If a state of insolvency occurs, a given entity is obliged to submit a bankruptcy petition no later than within 30 days from the date on which the basis for the declaration of insolvency occurred. In the case of legal persons or other organizational units without legal personality to which a separate act grants legal capacity, the obligation to submit a relevant application lies with anyone who, under the act, articles of association or statutes, has the right to manage the debtor's affairs and to represent him, alone or together with other persons, in the case of limited liability companies or joint-stock companies, therefore, the members of the management board.
What responsibility lies with the members of the management board in the event of failure to file for bankruptcy on time? Explains Izabela Janiszewska, Legal Advisor, Senior Associate JP Weber.
Compensation obligation under the Bankruptcy Law
Management Board members are liable for damage caused by failure to file a bankruptcy petition on time, it being presumed that the damage includes the value of the outstanding debt to the creditor. Management Board members may release themselves from liability if they prove that they are not at fault for not submitting it on time or that restructuring proceedings have been opened or an arrangement has been approved in the proceedings for approval of the arrangement within the deadline for submitting a petition for bankruptcy.
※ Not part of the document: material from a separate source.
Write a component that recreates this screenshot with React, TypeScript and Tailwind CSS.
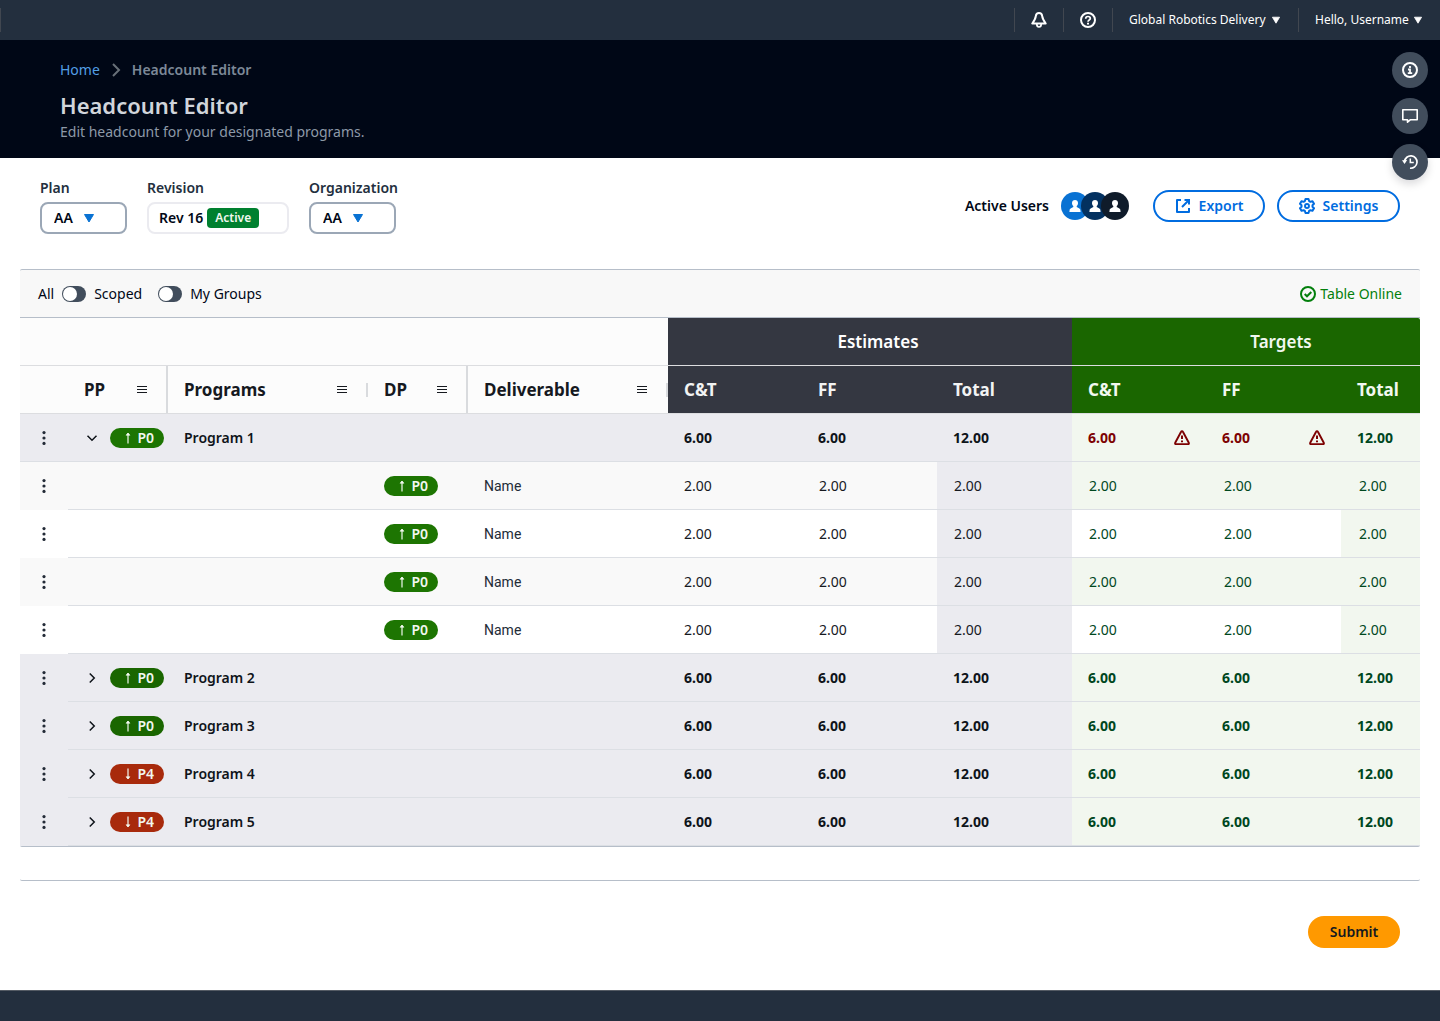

Liability in case of unsuccessful enforcement against the company on KSH grounds
Under Article 299 of the KSH, if enforcement against the company proves unsuccessful, the members of the board are jointly and severally liable for its obligations. The condition for the creditor to initiate enforcement from a board member's assets is that the creditor is unable to satisfy himself from the company's assets. A board member may release himself or herself from the liability referred to in § 1 if he or she proves that a petition for the declaration of bankruptcy was filed in due time or a decision on the opening of restructuring proceedings or on the approval of an arrangement in the proceedings for the approval of an arrangement was issued at the same time, or that the failure to file a petition for the declaration of bankruptcy was not due to his or her fault, or that despite the failure to file a petition for the declaration of bankruptcy and the failure to issue a decision on the opening of restructuring proceedings or on the approval of an arrangement in the proceedings, the creditor has not suffered any damage.
Liability for tax arrears
The Tax Ordinance also provides for joint responsibility of management board members with all their assets for tax arrears of a limited liability company, a limited liability company in organization, a joint-stock company or a joint-stock company in organization, if the execution from the company's assets proved ineffective in whole or in part. A given member of the management board shall be liable only for those tax liabilities whose payment deadline expired during the period when he was a member of the management board of that company. The Tax Ordinance provides for a catalogue of circumstances entitling management board members to relieve themselves of such liability.
Criminal liability of management board members provided for in the KSH
According to art. 586 of the KSH, whoever, being a member of the company's management board or a liquidator, does not file for bankruptcy of a commercial company despite creating conditions justifying the company's bankruptcy according to the regulations, is subject to a fine, penalty of restriction of liberty or imprisonment for up to one year. Apart from members of management boards of capital companies, liquidators of commercial companies are also subject to this liability.
Deprivation of the right to conduct business activity
Subsequently, the Court may order the members of the management board who, due to their fault, have not filed a bankruptcy petition within the statutory period, to be deprived of the right to conduct business activity on their own account or within a civil partnership for a period of between one and ten years and to act as a member of the supervisory board, member of the audit committee, representative or attorney of a phisical person conducting business activity within the scope of this activity, a commercial company, state enterprise, cooperative, foundation or association. The repercussions of the above mentioned prohibition are obligatory entry in the Register of Insolvent Debtors, maintained within the National Court Register.
Negative impact on a possible consumer bankruptcy of a board member
The last of the discussed consequences of failure to file a bankruptcy petition by a board member within the deadline may turn out to be the dismissal of the consumer bankruptcy petition of a given board member. The court, pursuant to Art. 491, item 4, section 2 of the PrUpad, dismisses a bankruptcy petition if within ten years prior to the date of filing the petition (...) the debtor, having such an obligation, has not filed a petition for the declaration of bankruptcy within the deadline, contrary to the provisions of the Act (...) - unless the conduct of the proceedings is justified for reasons of equity or humanitarian reasons. Bearing in mind the consequences described above, in the current situation, it is extremely important that members of the management board monitor on an ongoing basis the financial situation of the companies they manage in terms of their insolvency. In the event of a state of insolvency, it is the responsibility of the members of the management board to submit a motion to declare the company insolvent on time.